Traffic circles and roundabouts can make left turns easier, says PCIAA’s Passmore. “You actually might get a few more accidents, but they’re going to be slow speed” and less deadly, he says.

Right turns only

Betty Nicholas, a media services company owner and Chicago suburb driver who stopped driving a year ago when her eyesight worsened, says she has been in three left-hand turn accidents during the past 10 years while driving.

The latest was two years ago as she was turning left into her driveway. An oncoming driver motioned for Nicholas to turn, which she did and was hit by a car in the second oncoming lane that she didn’t see because it was blocked by the first driver.

“I was so shocked,” she says. “He said ‘Go,’ and I just went.”

Making left turns were a problem for Nicholas for years, partly, she thinks, because of her old age, loss of peripheral vision and turning too slow.
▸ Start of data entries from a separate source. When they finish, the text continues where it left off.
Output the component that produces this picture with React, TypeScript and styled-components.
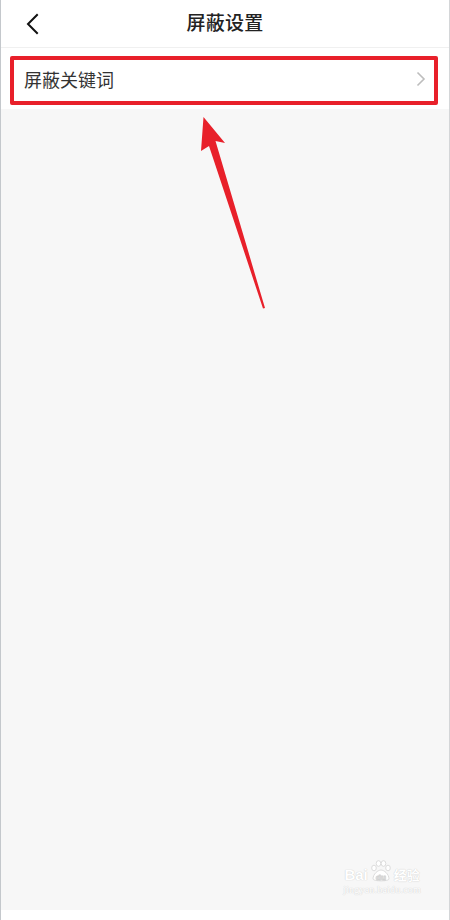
import React from "react";
import styled, { createGlobalStyle } from "styled-components";

const Global = createGlobalStyle`
  html, body { margin: 0; padding: 0; background: #ffffff; }
  body { font-family: "Noto Sans CJK SC", "Noto Sans", sans-serif; }
`;

const Page = styled.div`
  position: relative;
  width: 450px;
  height: 920px;
  box-sizing: border-box;
  border-left: 1px solid #c4c8cc;
  border-right: 1px solid #d4d6d8;
  display: flex;
  flex-direction: column;
  background: #f7f7f7;
  overflow: hidden;
`;

const Header = styled.div`
  height: 47px;
  flex: none;
  background: #fff;
  border-bottom: 1px solid #f0f0f0;
  display: flex;
  align-items: center;
  justify-content: center;
  position: relative;
`;

const BackButton = styled.div`
  position: absolute;
  left: 24px;
  top: 13px;
  width: 16px;
  height: 22px;
  display: flex;
`;

const Title = styled.div`
  font-size: 19px;
  font-weight: 500;
  color: #222;
  letter-spacing: 0.3px;
  margin-top: -4px;
`;

const List = styled.div`
  background: #fff;
  padding-top: 8px;
  flex: none;
`;

const Row = styled.div`
  height: 53px;
  padding: 0 23px 0 23px;
  display: flex;
  align-items: center;
  justify-content: space-between;
  & > * { margin-top: -7px; }
`;

const RowLabel = styled.span`
  font-size: 18px;
  color: #333;
`;

const Body = styled.div`
  flex: 1;
  position: relative;
  background: #f7f7f7;
`;

const FooterStrip = styled.div`
  height: 10px;
  flex: none;
  background: #fff;
`;

const Highlight = styled.div`
  position: absolute;
  left: 9px;
  top: 56px;
  width: 428px;
  height: 49px;
  box-sizing: border-box;
  border: 4px solid #e8202a;
  border-radius: 2px;
  pointer-events: none;
`;

const ArrowSvg = styled.svg`
  position: absolute;
  left: 0;
  top: 0;
  pointer-events: none;
`;

const Watermark = styled.div`
  position: absolute;
  right: 28px;
  bottom: 14px;
  display: flex;
  flex-direction: column;
  align-items: center;
  color: #ffffff;
  text-shadow: 0 0 1px #cfcfcf, 0 0 1px #d8d8d8;
  pointer-events: none;
`;

const WmTop = styled.div`
  display: flex;
  align-items: flex-end;
  font-family: "Liberation Sans", Arial, sans-serif;
  font-weight: 700;
  font-size: 15px;
  line-height: 15px;
  gap: 1px;
`;

const WmCn = styled.span`
  font-family: "Noto Sans CJK SC", sans-serif;
  font-size: 13px;
  line-height: 14px;
  font-weight: 700;
`;

const WmUrl = styled.div`
  font-family: "Liberation Serif", serif;
  font-size: 10px;
  line-height: 12px;
  margin-top: 2px;
  letter-spacing: 0.2px;
`;

const Paw = () => (
  <svg width="24" height="22" viewBox="0 0 24 22">
    <g fill="#fff" stroke="#d4d4d4" strokeWidth="0.8">
      <ellipse cx="5" cy="8" rx="2.3" ry="2.8" />
      <ellipse cx="9.5" cy="3.5" rx="2.3" ry="2.8" />
      <ellipse cx="14.5" cy="3.5" rx="2.3" ry="2.8" />
      <ellipse cx="19" cy="8" rx="2.3" ry="2.8" />
      <path d="M4 19 C4 14 9 10 12 10 C15 10 20 14 20 19 C20 21.5 4 21.5 4 19 Z" />
    </g>
    <text x="12" y="19.5" textAnchor="middle" fontSize="8" fontFamily="Liberation Sans, sans-serif" fontWeight="700" fill="#fff" stroke="#d0d0d0" strokeWidth="0.4">du</text>
  </svg>
);

export default function App() {
  return (
    <>
      <Global />
      <Page>
        <Header>
          <BackButton>
            <svg width="16" height="22" viewBox="0 0 16 22">
              <path d="M12 2 L3 11 L12 20" fill="none" stroke="#111" strokeWidth="2" strokeLinecap="square" />
            </svg>
          </BackButton>
          <Title>屏蔽设置</Title>
        </Header>
        <List>
          <Row>
            <RowLabel>屏蔽关键词</RowLabel>
            <svg width="10" height="16" viewBox="0 0 10 16">
              <path d="M1.5 1.5 L8 8 L1.5 14.5" fill="none" stroke="#bdbdbd" strokeWidth="1.6" />
            </svg>
          </Row>
        </List>
        <Body>
          <Watermark>
            <WmTop>
              <span>Bai</span>
              <Paw />
              <WmCn>经验</WmCn>
            </WmTop>
            <WmUrl>jingyan.baidu.com</WmUrl>
          </Watermark>
        </Body>
        <FooterStrip />
        <Highlight />
        <ArrowSvg width="450" height="320" viewBox="0 0 450 320">
          <path
            d="M202.5 117 L224 143 L214.5 141 L264 308 L262 308.5 L208 146 L200 151 Z"
            fill="#e8202a"
          />
        </ArrowSvg>
      </Page>
    </>
  );
}
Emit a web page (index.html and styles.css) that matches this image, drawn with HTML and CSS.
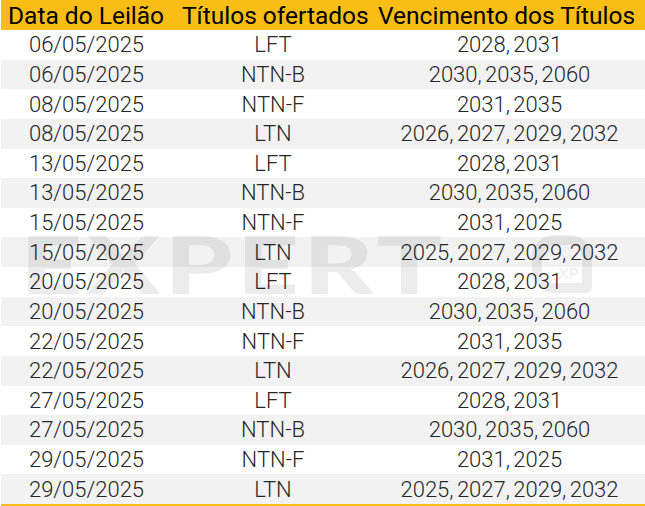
FILE: index.html
```html
<!DOCTYPE html>
<html lang="pt-BR">
<head>
<meta charset="utf-8">
<title>Leilões</title>
<link rel="stylesheet" href="styles.css">
</head>
<body>
<div class="sheet">
  <div class="head">
    <div class="hcell">Data do Leilão</div>
    <div class="hcell">Títulos ofertados</div>
    <div class="hcell">Vencimento dos Títulos</div>
  </div>
  <div class="body">
    <div class="row"><span>06/05/2025</span><span>LFT</span><span>2028, 2031</span></div>
    <div class="row alt"><span>06/05/2025</span><span>NTN-B</span><span>2030, 2035, 2060</span></div>
    <div class="row"><span>08/05/2025</span><span>NTN-F</span><span>2031, 2035</span></div>
    <div class="row alt"><span>08/05/2025</span><span>LTN</span><span>2026, 2027, 2029, 2032</span></div>
    <div class="row"><span>13/05/2025</span><span>LFT</span><span>2028, 2031</span></div>
    <div class="row alt"><span>13/05/2025</span><span>NTN-B</span><span>2030, 2035, 2060</span></div>
    <div class="row"><span>15/05/2025</span><span>NTN-F</span><span>2031, 2025</span></div>
    <div class="row alt"><span>15/05/2025</span><span>LTN</span><span>2025, 2027, 2029, 2032</span></div>
    <div class="row"><span>20/05/2025</span><span>LFT</span><span>2028, 2031</span></div>
    <div class="row alt"><span>20/05/2025</span><span>NTN-B</span><span>2030, 2035, 2060</span></div>
    <div class="row"><span>22/05/2025</span><span>NTN-F</span><span>2031, 2035</span></div>
    <div class="row alt"><span>22/05/2025</span><span>LTN</span><span>2026, 2027, 2029, 2032</span></div>
    <div class="row"><span>27/05/2025</span><span>LFT</span><span>2028, 2031</span></div>
    <div class="row alt"><span>27/05/2025</span><span>NTN-B</span><span>2030, 2035, 2060</span></div>
    <div class="row"><span>29/05/2025</span><span>NTN-F</span><span>2031, 2025</span></div>
    <div class="row alt"><span>29/05/2025</span><span>LTN</span><span>2025, 2027, 2029, 2032</span></div>
  </div>
  <div class="watermark" aria-hidden="true">
    <span class="wm-text">EXPERT</span>
    <span class="wm-logo">XP</span>
  </div>
</div>
</body>
</html>
```
FILE: styles.css
```css
html, body {
  margin: 0;
  padding: 0;
  background: #ffffff;
}
.sheet {
  position: relative;
  width: 645px;
  height: 506px;
  font-family: Roboto, "Liberation Sans", sans-serif;
  overflow: hidden;
}
.head {
  display: grid;
  grid-template-columns: 174px 196px 1fr;
  height: 30px;
  margin-left: 1px;
  background: #f9bd14;
  color: #000;
  font-size: 24.5px;
  font-weight: 400;
  line-height: 31px;
}
.hcell {
  padding-left: 7px;
  white-space: nowrap;
}
.body {
  display: grid;
  grid-auto-rows: 29.625px;
  margin-left: 1px;
  border-bottom: 2px solid #f9bd14;
}
.row {
  display: grid;
  grid-template-columns: 171px 202px 1fr;
  align-items: center;
  font-size: 22px;
  font-weight: 300;
  color: #262626;
  line-height: 29px;
  text-align: center;
  white-space: nowrap;
  word-spacing: -2px;
}
.row.alt {
  background: #f2f2f2;
}
.watermark {
  position: absolute;
  left: 20px;
  top: 233px;
  width: 572px;
  height: 60px;
  pointer-events: none;
  color: rgba(0, 0, 0, 0.075);
}
.wm-text {
  position: absolute;
  left: 0;
  top: -10px;
  display: block;
  font-family: Lato, "Liberation Sans", sans-serif;
  font-weight: 900;
  font-size: 80px;
  letter-spacing: 3px;
  line-height: 80px;
  transform: scaleX(1.36);
  transform-origin: left center;
}
.wm-logo {
  position: absolute;
  right: 0;
  top: 2px;
  display: flex;
  align-items: flex-end;
  justify-content: flex-end;
  width: 60px;
  height: 58px;
  padding: 0 4px 2px 0;
  border-radius: 22px 22px 6px 22px;
  border: 10px solid rgba(0, 0, 0, 0.075);
  box-sizing: border-box;
  font-family: Lato, sans-serif;
  font-weight: 900;
  font-size: 15px;
  line-height: 15px;
}
```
Her solution was to make right turns around the block on busy streets.

Her solution is the same as one instituted by UPS, one of the largest shipping companies in the world, though her is less high-tech.

A year ago, the company had more drivers use its proprietary GPS system called Orion to help make its delivery drivers more efficient. In calculating the most efficient route, Orion almost never routes a left turn. Safety is one reason for using it, but also so drivers can avoid left turns where they may have to wait on a stoplight.

Author Peggy McAloon says she was rear-ended by six cars while she was trying to make a left-hand turn because “the car behind me didn’t notice the turn signal or my brake lights,” starting a chain-reaction plowing into her by a drunk driver with a revoked license. Her solution? Avoid left turns at all costs.

“I will go out of my way to avoid left-hand turns,” McAloon says. “The life-long injuries are incentive enough to take the extra time if there isn’t a signal at the corner where I need to take a left.”